Даже при беглом чтении в глаза бросается много самоповторений или, вернее, автоцитат. Это не только мысли и размышления автора, но и образы. Например, в «Охранной грамоте» говорится о Маяковском: «за всем этим, как за прямотою разбежавшегося конькобежца, вечно мерещился какой-то предшествующий всем дням его день, когда был взят этот изумительный разгон, распрямлявший его так крупно и непринужденно». А в романе автор говорит о своей героине Ларе: «Точно общий разгон к жизни она взяла давно, в детстве, и теперь все совершается у нее с разбегу, само собой, с легкостью вытекающего следствия». Любопытно здесь не то, что автор пошел на самоповторение,— Пастернак рассматривал «Доктора Живаго» как свое главное и в каком-то смысле итоговое произведение, и естественно, что роман вобрал в себя весь художественный и интеллектуальный опыт писателя; подобные «прецеденты» можно найти и у Лермонтова, и у Толстого, и у Чехова,— интересно другое. Подвергнув в «Автобиографии» резкой переоценке историю своих отношений с Маяковским, Пастернак все же не захотел внутренне расстаться с его образом, таким, как он его сам видел раньше, и переадресовал свое былое восторженное отношение к нему, вылившееся в вышеприведенной характеристике, своей любимой вымышленной героине. Но, если к Маяковскому эта удивительная по точности и психологическому мастерству характеристика прилегала плотно и безошибочно верно, то в портрете Лары она кажется риторическим украшением, так как сама Лара вся насквозь придуманна и условна. От неправды целого бесконечно проигрывает и деталь образа, как она ни превосходно вылеплена сама по себе.
Автор не раз говорит от себя и в речах героев о прелести «повседневности» и «быта», но как раз этого-то почти нет в романе: бытовые подробности приблизительны, вторичны, а часто не точны (и прежде всего условны), как в слабой пьесе, лишенной воздуха и деталей. Есть непонятное внутреннее противоречие. Вначале автор голосом одного из героев говорит, что человек «живет не столько в природе, сколько в истории». Мысль верная, но вся концепция романа насквозь антиисторична даже в пастернаковском понимании истории, как «разгадки смерти и ее преодоления». Странная конспективность, а местами неоправданная беглость рассказа выдает неопытность руки немастера или, вернее, мастера иной формы. Отчетливо подражательны многие сюжетные реминсценции: все эти бесконечные ночные разговоры, объяснения, выстрел Лары и уход от нее мужа. Это все «литература», как и почти все другие необыкновенные встречи и совпадения, вплоть до появления дочери доктора в конце.

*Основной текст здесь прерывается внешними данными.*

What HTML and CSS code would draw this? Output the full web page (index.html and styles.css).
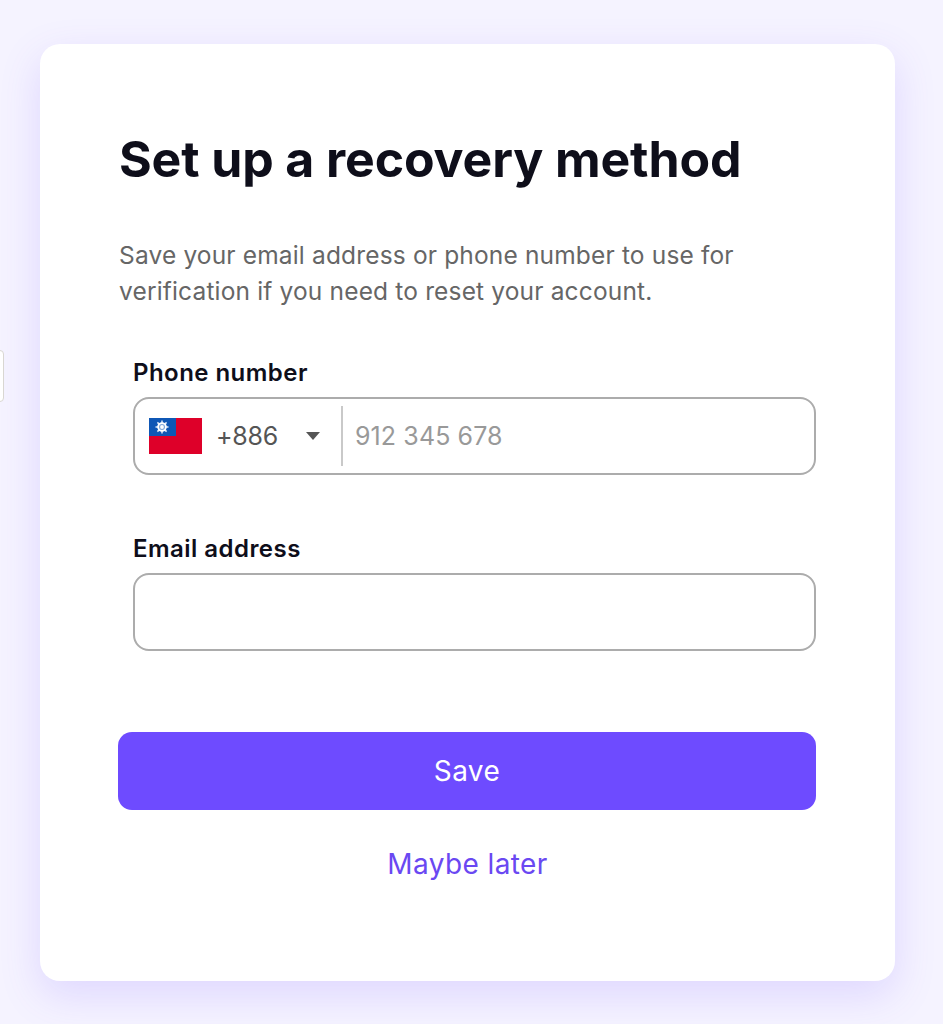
FILE: index.html
```html
<!doctype html>
<html lang="en">
<head>
  <meta charset="utf-8" />
  <meta name="viewport" content="width=device-width, initial-scale=1" />
  <title>Set up a recovery method</title>
  <link rel="stylesheet" href="styles.css">
</head>

<body>
  <div class="sideTab"></div>

  <main class="card">
    <h1>Set up a recovery method</h1>
    <p class="intro">Save your email address or phone number to use for verification if you need to reset your account.</p>

    <form class="fields">
      <div class="field">
        <label class="label" for="phone">Phone number</label>
        <div class="inputBox phoneBox">
          <div class="country">
            <svg class="flag" viewBox="0 0 53 36" aria-hidden="true">
              <rect width="53" height="36" fill="#de0029"/>
              <rect width="27" height="18" fill="#0f57b5"/>
              <g transform="translate(13 9)">
                <path d="M0-6.5V6.5M-6.5 0H6.5M-4.6-4.6 4.6 4.6M-4.6 4.6 4.6-4.6" stroke="#dfe9f7" stroke-width="1.5"/>
                <circle r="4.8" fill="#fff"/>
                <circle r="3" fill="#7fa6d8"/>
                <circle r="1.9" fill="#fff"/>
              </g>
            </svg>
            <span class="dial">+886</span>
            <svg class="caret" viewBox="0 0 14 8" aria-hidden="true"><path d="M0 0h14L7 8z" fill="#555"/></svg>
          </div>
          <input class="phoneInput" id="phone" type="text" placeholder="912 345 678">
        </div>
      </div>

      <div class="field">
        <label class="label" for="email">Email address</label>
        <div class="inputBox">
          <input id="email" type="text">
        </div>
      </div>

      <button class="saveBtn" type="button">Save</button>
      <a class="later" href="#">Maybe later</a>
    </form>
  </main>
</body>
</html>
```

FILE: styles.css
```css
:root{
  --bg:#f5f3ff;
  --text:#0e0e1a;
  --muted:#666;
  --stroke:#acacac;
  --accent:#6e4bff;
  --link:#6a48f2;
}

*{ box-sizing:border-box; }
html,body{ height:100%; }
body{
  margin:0;
  height:1024px;
  overflow:hidden;
  padding:44px 48px 43px 40px;
  font-family:Inter, "Noto Sans", sans-serif;
  background:var(--bg);
  color:var(--text);
}

.sideTab{
  position:absolute;
  left:-8px;
  top:350px;
  width:12px;
  height:52px;
  background:#fff;
  border:1px solid #d9d7d2;
  border-radius:4px;
}

.card{
  height:937px;
  background:#fff;
  border-radius:20px;
  padding:85px 79px 0 79px;
  box-shadow:0 14px 40px rgba(110,75,255,.17);
}

h1{
  margin:0;
  font-size:50px;
  line-height:60px;
  font-weight:700;
  letter-spacing:-.12px;
}

.intro{
  margin:48px 0 0 0;
  font-size:24.5px;
  line-height:36px;
  letter-spacing:.16px;
  color:var(--muted);
}

.fields{
  margin-top:48px;
  display:flex;
  flex-direction:column;
}

.field{
  padding:0 0 0 14px;
  margin-bottom:57px;
}
.field:first-child{ margin-bottom:58px; }
.label{
  display:block;
  margin-bottom:8px;
  font-size:24px;
  line-height:32px;
  font-weight:600;
  letter-spacing:.46px;
}

.inputBox{
  height:78px;
  border:2px solid var(--stroke);
  border-radius:16px;
  display:flex;
  align-items:center;
  background:#fff;
}
.inputBox input{
  flex:1;
  min-width:0;
  height:100%;
  border:none;
  outline:none;
  background:transparent;
  font:inherit;
  font-size:25px;
  letter-spacing:.1px;
  padding:0 12px;
  color:var(--text);
}
.inputBox input::placeholder{ color:#999; opacity:1; }

.country{
  width:208px;
  height:60px;
  flex:none;
  display:flex;
  align-items:center;
  padding-left:14px;
  border-right:2px solid #c9c9c9;
}
.flag{ width:53px; height:36px; flex:none; }
.dial{
  margin-left:14px;
  font-size:25px;
  letter-spacing:-.2px;
  color:#555;
}
.caret{ width:14px; height:8px; margin-left:28px; flex:none; }

.saveBtn{
  height:78px;
  margin-top:24px;
  margin-left:-1px;
  border:none;
  border-radius:14px;
  background:var(--accent);
  color:#fff;
  font:inherit;
  font-size:28px;
  letter-spacing:.4px;
  cursor:pointer;
}

.later{
  margin-top:35px;
  text-align:center;
  font-size:28px;
  line-height:38px;
  letter-spacing:.4px;
  color:var(--link);
  text-decoration:none;
}
```
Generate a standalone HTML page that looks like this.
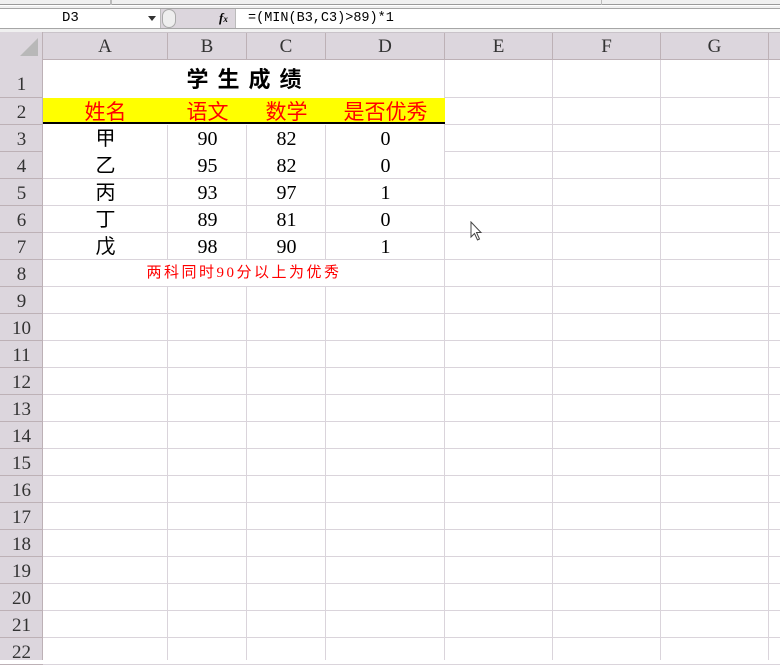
<!DOCTYPE html>
<html><head><meta charset="utf-8"><style>
*{margin:0;padding:0;box-sizing:border-box}
body{width:780px;height:660px;overflow:hidden;background:#fff;position:relative;font-family:"Liberation Serif","Noto Serif CJK SC",serif}
.a{position:absolute}
.hl{position:absolute;height:1px;background:#dad4db}
.vl{position:absolute;width:1px;background:#dad4db}
.ch{position:absolute;top:33px;height:26px;text-align:center;line-height:28px;font-size:19px;color:#333;border-right:1px solid #bdb1b6}
.rh{position:absolute;left:0;width:43px;text-align:center;font-size:19px;color:#333;border-bottom:1px solid #bdb1b6}
.c{position:absolute;text-align:center;font-size:20px;color:#000;height:27px;line-height:29px}
.cj{font-family:"Liberation Serif","Noto Sans CJK SC",sans-serif}
</style></head><body>
<div class="a" style="left:0;top:0;width:780px;height:5px;background:#f0f0f0;border-bottom:1px solid #9a9a9a"></div>
<div class="a" style="left:110px;top:0;width:1px;height:5px;background:#bbb"></div>
<div class="a" style="left:111px;top:0;width:1px;height:5px;background:#bbb"></div>
<div class="a" style="left:601px;top:0;width:1px;height:5px;background:#bbb"></div>
<div class="a" style="left:0;top:6px;width:780px;height:26px;background:#f0f0f0"></div>
<div class="a" style="left:0;top:8px;width:780px;height:21px;background:#fff;border-top:1px solid #a6a6a6;border-bottom:1px solid #a6a6a6"></div>
<div class="a" style="left:160px;top:9px;width:76px;height:19px;background:#dcd6dd;border-left:1px solid #bbb;border-right:1px solid #bbb"></div>
<div class="a" style="left:162px;top:9px;width:14px;height:19px;border-radius:10px;border:1px solid #aaa;background:#eee"></div>
<div class="a" style="left:148px;top:16px;width:0;height:0;border-left:4px solid transparent;border-right:4px solid transparent;border-top:5px solid #333"></div>
<div class="a" style="left:62px;top:9px;font-family:'Liberation Mono',monospace;font-size:14px;line-height:19px">D3</div>
<div class="a" style="left:219px;top:9px;font-style:italic;font-weight:bold;font-size:13px;line-height:18px">f<span style="font-size:9px">x</span></div>
<div class="a" style="left:248px;top:9px;font-family:'Liberation Mono',monospace;font-size:13.5px;line-height:19px">=(MIN(B3,C3)&gt;89)*1</div>

<div class="a" style="left:0;top:32px;width:780px;height:28px;background:#dcd6dd;border-top:1px solid #c9c3c9;border-bottom:1px solid #bdb1b6"></div>
<div class="a" style="left:0;top:32px;width:43px;height:628px;background:#dcd6dd;border-right:1px solid #bdb1b6"></div>
<div class="a" style="left:20px;top:38px;width:0;height:0;border-left:18px solid transparent;border-bottom:18px solid #b8b8b8"></div>

<div class="ch" style="left:43px;width:125px">A</div>
<div class="ch" style="left:168px;width:79px">B</div>
<div class="ch" style="left:247px;width:79px">C</div>
<div class="ch" style="left:326px;width:119px">D</div>
<div class="ch" style="left:445px;width:108px">E</div>
<div class="ch" style="left:553px;width:108px">F</div>
<div class="ch" style="left:661px;width:108px">G</div>
<div class="ch" style="left:769px;width:20px"></div>

<div class="vl" style="left:167px;top:125px;height:135px"></div>
<div class="vl" style="left:246px;top:125px;height:135px"></div>
<div class="vl" style="left:325px;top:125px;height:135px"></div>
<div class="vl" style="left:167px;top:287px;height:373px"></div>
<div class="vl" style="left:246px;top:287px;height:373px"></div>
<div class="vl" style="left:325px;top:287px;height:373px"></div>
<div class="vl" style="left:444px;top:60px;height:600px"></div>
<div class="vl" style="left:552px;top:60px;height:600px"></div>
<div class="vl" style="left:660px;top:60px;height:600px"></div>
<div class="vl" style="left:768px;top:60px;height:600px"></div>

<div class="rh" style="top:60px;height:38px;line-height:50px">1</div>
<div class="rh" style="top:98px;height:27px;line-height:29px">2</div>
<div id="rows"></div>
<script>
var h='';
for(var n=3;n<=22;n++){var t=125+(n-3)*27;
h+='<div class="rh" style="top:'+t+'px;height:27px;line-height:29px">'+n+'</div>';
h+='<div class="hl" style="left:'+(n==3?445:43)+'px;top:'+(t+26)+'px;width:737px"></div>';}
h+='<div class="hl" style="left:445px;top:97px;width:335px"></div><div class="hl" style="left:445px;top:124px;width:335px"></div>';
document.getElementById('rows').outerHTML=h;
</script>
<div class="a" style="left:43px;top:98px;width:402px;height:26px;background:#ffff00;border-bottom:2px solid #000"></div>
<div class="a cj" style="left:43px;top:62px;width:402px;text-align:center;font-size:22px;font-weight:bold;letter-spacing:9px;padding-left:9px;line-height:36px">学生成绩</div>
<div class="c cj" style="left:43px;top:98px;width:125px;color:#f00;font-size:21px">姓名</div>
<div class="c cj" style="left:168px;top:98px;width:79px;color:#f00;font-size:21px">语文</div>
<div class="c cj" style="left:247px;top:98px;width:79px;color:#f00;font-size:21px">数学</div>
<div class="c cj" style="left:326px;top:98px;width:119px;color:#f00;font-size:21px">是否优秀</div>

<div class="c cj" style="left:43px;top:125px;width:125px">甲</div><div class="c" style="left:168px;top:125px;width:79px">90</div><div class="c" style="left:247px;top:125px;width:79px">82</div><div class="c" style="left:326px;top:125px;width:119px">0</div>
<div class="c cj" style="left:43px;top:152px;width:125px">乙</div><div class="c" style="left:168px;top:152px;width:79px">95</div><div class="c" style="left:247px;top:152px;width:79px">82</div><div class="c" style="left:326px;top:152px;width:119px">0</div>
<div class="c cj" style="left:43px;top:179px;width:125px">丙</div><div class="c" style="left:168px;top:179px;width:79px">93</div><div class="c" style="left:247px;top:179px;width:79px">97</div><div class="c" style="left:326px;top:179px;width:119px">1</div>
<div class="c cj" style="left:43px;top:206px;width:125px">丁</div><div class="c" style="left:168px;top:206px;width:79px">89</div><div class="c" style="left:247px;top:206px;width:79px">81</div><div class="c" style="left:326px;top:206px;width:119px">0</div>
<div class="c cj" style="left:43px;top:233px;width:125px">戊</div><div class="c" style="left:168px;top:233px;width:79px">98</div><div class="c" style="left:247px;top:233px;width:79px">90</div><div class="c" style="left:326px;top:233px;width:119px">1</div>
<div class="a cj" style="left:43px;top:262px;width:402px;text-align:center;font-size:15px;color:#f00;line-height:22px;letter-spacing:2.5px">两科同时90分以上为优秀</div>

<svg class="a" style="left:470px;top:221px" width="14" height="22" viewBox="0 0 14 22"><path d="M1 1 L1 16 L4.5 12.5 L7.5 19 L9.5 18 L6.5 11.5 L11 11.5 Z" fill="#fff" stroke="#444" stroke-width="1"/></svg>
</body></html>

Мне кажется, что беда Б. Л. — в неверном выборе жанpa для того большого сочинения в прозе, к которому его так тянуло всю жизнь. Вместо того чтобы, как Толстой, самому найти естественную и единственную для себя форму большого эпического произведения или, как Герцен, создать свою неповторимую и сложную по форме книгу-исповедь, Б. Л. взял форму, чуждую своей индивидуальности, и не растворился в ней, а неплотно натянул ее на свой замысел и оказался пленником заимствованной формы. Вероятно, Б. Л. хотел написать именно роман для того, чтобы его книга нашла более широкую и, так сказать, демократическую аудиторию, чем труд исповеднически-философский или чисто мемуарный. Мне было знакомо его стремление к завоеванию самой широкой аудитории: не поэтому ли он говорил, что «завидует» авторам «Цемента» и «Разгрома» и рвался к успеху в театре. Замечено, что когда прозаики пишут пьесы, то, стремясь овладеть законами театральности, они часто делаются рабами лжетеатральности. Эволюция Чехова-драматурга от «Иванова» к «Вишневому саду» — это путь эмансипации его от условной театральной формы. Так, видимо, и Б. Л.: желая высказать в прозе свои заветные мысли и наблюдения, но избрав для этого форму традиционного романа, так сказать, для завоевания галерки, он пал жертвой ложного стремления к занимательности, доступной драматичности, фабульности.